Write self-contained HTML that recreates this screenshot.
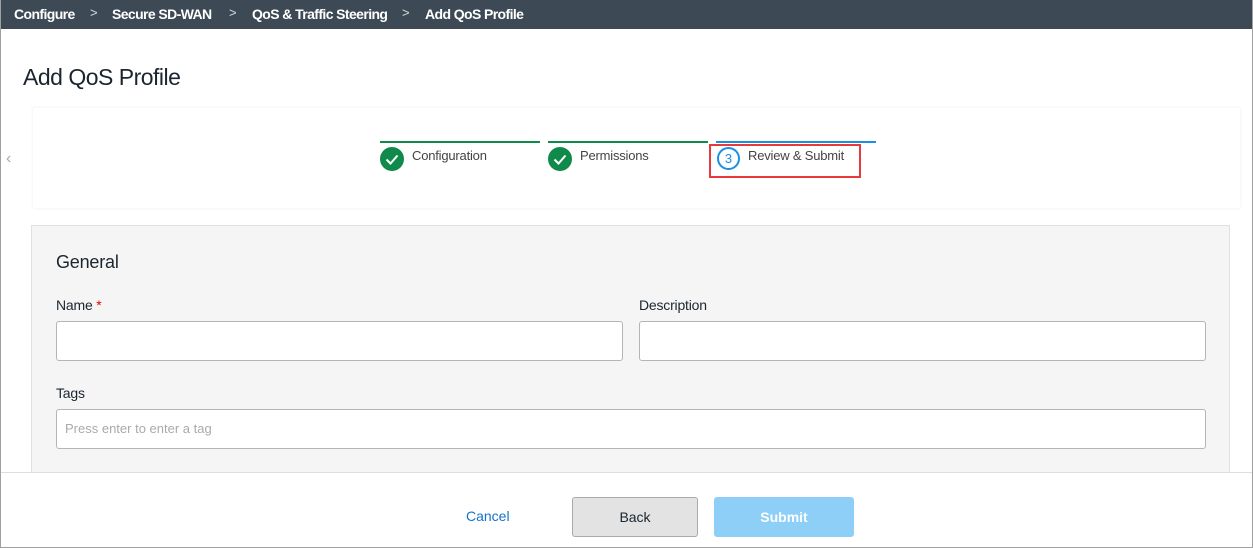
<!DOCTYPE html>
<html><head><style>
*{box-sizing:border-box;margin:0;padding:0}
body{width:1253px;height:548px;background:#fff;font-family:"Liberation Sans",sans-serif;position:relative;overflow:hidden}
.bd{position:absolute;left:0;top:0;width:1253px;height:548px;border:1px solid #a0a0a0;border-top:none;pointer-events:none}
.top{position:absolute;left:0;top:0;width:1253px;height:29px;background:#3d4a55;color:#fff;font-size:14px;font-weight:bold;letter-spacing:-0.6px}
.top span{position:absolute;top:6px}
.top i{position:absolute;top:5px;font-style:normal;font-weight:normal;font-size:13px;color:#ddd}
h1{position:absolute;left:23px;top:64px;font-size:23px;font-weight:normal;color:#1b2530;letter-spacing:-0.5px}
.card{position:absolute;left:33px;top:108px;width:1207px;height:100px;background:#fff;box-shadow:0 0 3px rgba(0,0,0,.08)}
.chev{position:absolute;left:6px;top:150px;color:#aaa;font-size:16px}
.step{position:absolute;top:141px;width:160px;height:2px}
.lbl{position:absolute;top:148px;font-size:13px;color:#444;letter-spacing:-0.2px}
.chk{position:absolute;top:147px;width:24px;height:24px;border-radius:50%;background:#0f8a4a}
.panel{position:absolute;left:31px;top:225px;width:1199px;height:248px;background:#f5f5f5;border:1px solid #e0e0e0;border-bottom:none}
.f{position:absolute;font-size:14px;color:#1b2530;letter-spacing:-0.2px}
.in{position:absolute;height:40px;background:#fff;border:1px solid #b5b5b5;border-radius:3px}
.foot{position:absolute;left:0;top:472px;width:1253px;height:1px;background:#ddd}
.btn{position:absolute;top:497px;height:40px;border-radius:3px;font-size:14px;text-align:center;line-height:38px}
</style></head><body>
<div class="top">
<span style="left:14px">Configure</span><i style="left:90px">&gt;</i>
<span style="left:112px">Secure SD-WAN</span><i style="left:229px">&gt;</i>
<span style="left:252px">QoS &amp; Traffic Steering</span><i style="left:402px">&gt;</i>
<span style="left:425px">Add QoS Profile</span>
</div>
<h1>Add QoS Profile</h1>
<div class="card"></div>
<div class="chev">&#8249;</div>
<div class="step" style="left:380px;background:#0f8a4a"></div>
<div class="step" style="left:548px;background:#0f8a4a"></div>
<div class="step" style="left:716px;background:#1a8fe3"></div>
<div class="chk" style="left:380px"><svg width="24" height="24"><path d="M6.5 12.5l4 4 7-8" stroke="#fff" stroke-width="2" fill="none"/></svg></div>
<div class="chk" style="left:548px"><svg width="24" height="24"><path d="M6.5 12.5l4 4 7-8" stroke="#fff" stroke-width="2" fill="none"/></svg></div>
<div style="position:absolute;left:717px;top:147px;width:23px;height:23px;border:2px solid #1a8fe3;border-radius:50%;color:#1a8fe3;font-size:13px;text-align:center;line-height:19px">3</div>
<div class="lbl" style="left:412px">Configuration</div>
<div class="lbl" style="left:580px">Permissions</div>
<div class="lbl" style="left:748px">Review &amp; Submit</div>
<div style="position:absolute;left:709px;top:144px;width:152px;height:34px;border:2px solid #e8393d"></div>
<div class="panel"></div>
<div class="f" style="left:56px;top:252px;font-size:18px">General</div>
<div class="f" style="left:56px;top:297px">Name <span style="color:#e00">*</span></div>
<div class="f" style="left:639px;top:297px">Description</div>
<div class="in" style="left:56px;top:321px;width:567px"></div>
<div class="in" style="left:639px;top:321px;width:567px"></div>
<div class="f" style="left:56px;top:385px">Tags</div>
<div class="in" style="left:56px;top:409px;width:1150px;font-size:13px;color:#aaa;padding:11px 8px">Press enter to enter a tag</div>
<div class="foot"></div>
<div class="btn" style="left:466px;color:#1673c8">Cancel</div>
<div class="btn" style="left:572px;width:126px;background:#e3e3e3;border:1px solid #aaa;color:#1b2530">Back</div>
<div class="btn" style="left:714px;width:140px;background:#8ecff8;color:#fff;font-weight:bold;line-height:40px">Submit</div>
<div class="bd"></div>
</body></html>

* [WHAT THIS TASK INVOLVES]
Make an exact reproduction of the listing above, without any pictures.

* [WRITTEN RESPONSE]
Write self-contained HTML that recreates this screenshot.
<!DOCTYPE html>
<html><head><style>
*{box-sizing:border-box;margin:0;padding:0}
body{width:1253px;height:548px;background:#fff;font-family:"Liberation Sans",sans-serif;position:relative;overflow:hidden}
.bd{position:absolute;left:0;top:0;width:1253px;height:548px;border:1px solid #a0a0a0;border-top:none;pointer-events:none}
.top{position:absolute;left:0;top:0;width:1253px;height:29px;background:#3d4a55;color:#fff;font-size:14px;font-weight:bold;letter-spacing:-0.6px}
.top span{position:absolute;top:6px}
.top i{position:absolute;top:5px;font-style:normal;font-weight:normal;font-size:13px;color:#ddd}
h1{position:absolute;left:23px;top:64px;font-size:23px;font-weight:normal;color:#1b2530;letter-spacing:-0.5px}
.card{position:absolute;left:33px;top:108px;width:1207px;height:100px;background:#fff;box-shadow:0 0 3px rgba(0,0,0,.08)}
.chev{position:absolute;left:6px;top:150px;color:#aaa;font-size:16px}
.step{position:absolute;top:141px;width:160px;height:2px}
.lbl{position:absolute;top:148px;font-size:13px;color:#444;letter-spacing:-0.2px}
.chk{position:absolute;top:147px;width:24px;height:24px;border-radius:50%;background:#0f8a4a}
.panel{position:absolute;left:31px;top:225px;width:1199px;height:248px;background:#f5f5f5;border:1px solid #e0e0e0;border-bottom:none}
.f{position:absolute;font-size:14px;color:#1b2530;letter-spacing:-0.2px}
.in{position:absolute;height:40px;background:#fff;border:1px solid #b5b5b5;border-radius:3px}
.foot{position:absolute;left:0;top:472px;width:1253px;height:1px;background:#ddd}
.btn{position:absolute;top:497px;height:40px;border-radius:3px;font-size:14px;text-align:center;line-height:38px}
</style></head><body>
<div class="top">
<span style="left:14px">Configure</span><i style="left:90px">&gt;</i>
<span style="left:112px">Secure SD-WAN</span><i style="left:229px">&gt;</i>
<span style="left:252px">QoS &amp; Traffic Steering</span><i style="left:402px">&gt;</i>
<span style="left:425px">Add QoS Profile</span>
</div>
<h1>Add QoS Profile</h1>
<div class="card"></div>
<div class="chev">&#8249;</div>
<div class="step" style="left:380px;background:#0f8a4a"></div>
<div class="step" style="left:548px;background:#0f8a4a"></div>
<div class="step" style="left:716px;background:#1a8fe3"></div>
<div class="chk" style="left:380px"><svg width="24" height="24"><path d="M6.5 12.5l4 4 7-8" stroke="#fff" stroke-width="2" fill="none"/></svg></div>
<div class="chk" style="left:548px"><svg width="24" height="24"><path d="M6.5 12.5l4 4 7-8" stroke="#fff" stroke-width="2" fill="none"/></svg></div>
<div style="position:absolute;left:717px;top:147px;width:23px;height:23px;border:2px solid #1a8fe3;border-radius:50%;color:#1a8fe3;font-size:13px;text-align:center;line-height:19px">3</div>
<div class="lbl" style="left:412px">Configuration</div>
<div class="lbl" style="left:580px">Permissions</div>
<div class="lbl" style="left:748px">Review &amp; Submit</div>
<div style="position:absolute;left:709px;top:144px;width:152px;height:34px;border:2px solid #e8393d"></div>
<div class="panel"></div>
<div class="f" style="left:56px;top:252px;font-size:18px">General</div>
<div class="f" style="left:56px;top:297px">Name <span style="color:#e00">*</span></div>
<div class="f" style="left:639px;top:297px">Description</div>
<div class="in" style="left:56px;top:321px;width:567px"></div>
<div class="in" style="left:639px;top:321px;width:567px"></div>
<div class="f" style="left:56px;top:385px">Tags</div>
<div class="in" style="left:56px;top:409px;width:1150px;font-size:13px;color:#aaa;padding:11px 8px">Press enter to enter a tag</div>
<div class="foot"></div>
<div class="btn" style="left:466px;color:#1673c8">Cancel</div>
<div class="btn" style="left:572px;width:126px;background:#e3e3e3;border:1px solid #aaa;color:#1b2530">Back</div>
<div class="btn" style="left:714px;width:140px;background:#8ecff8;color:#fff;font-weight:bold;line-height:40px">Submit</div>
<div class="bd"></div>
</body></html>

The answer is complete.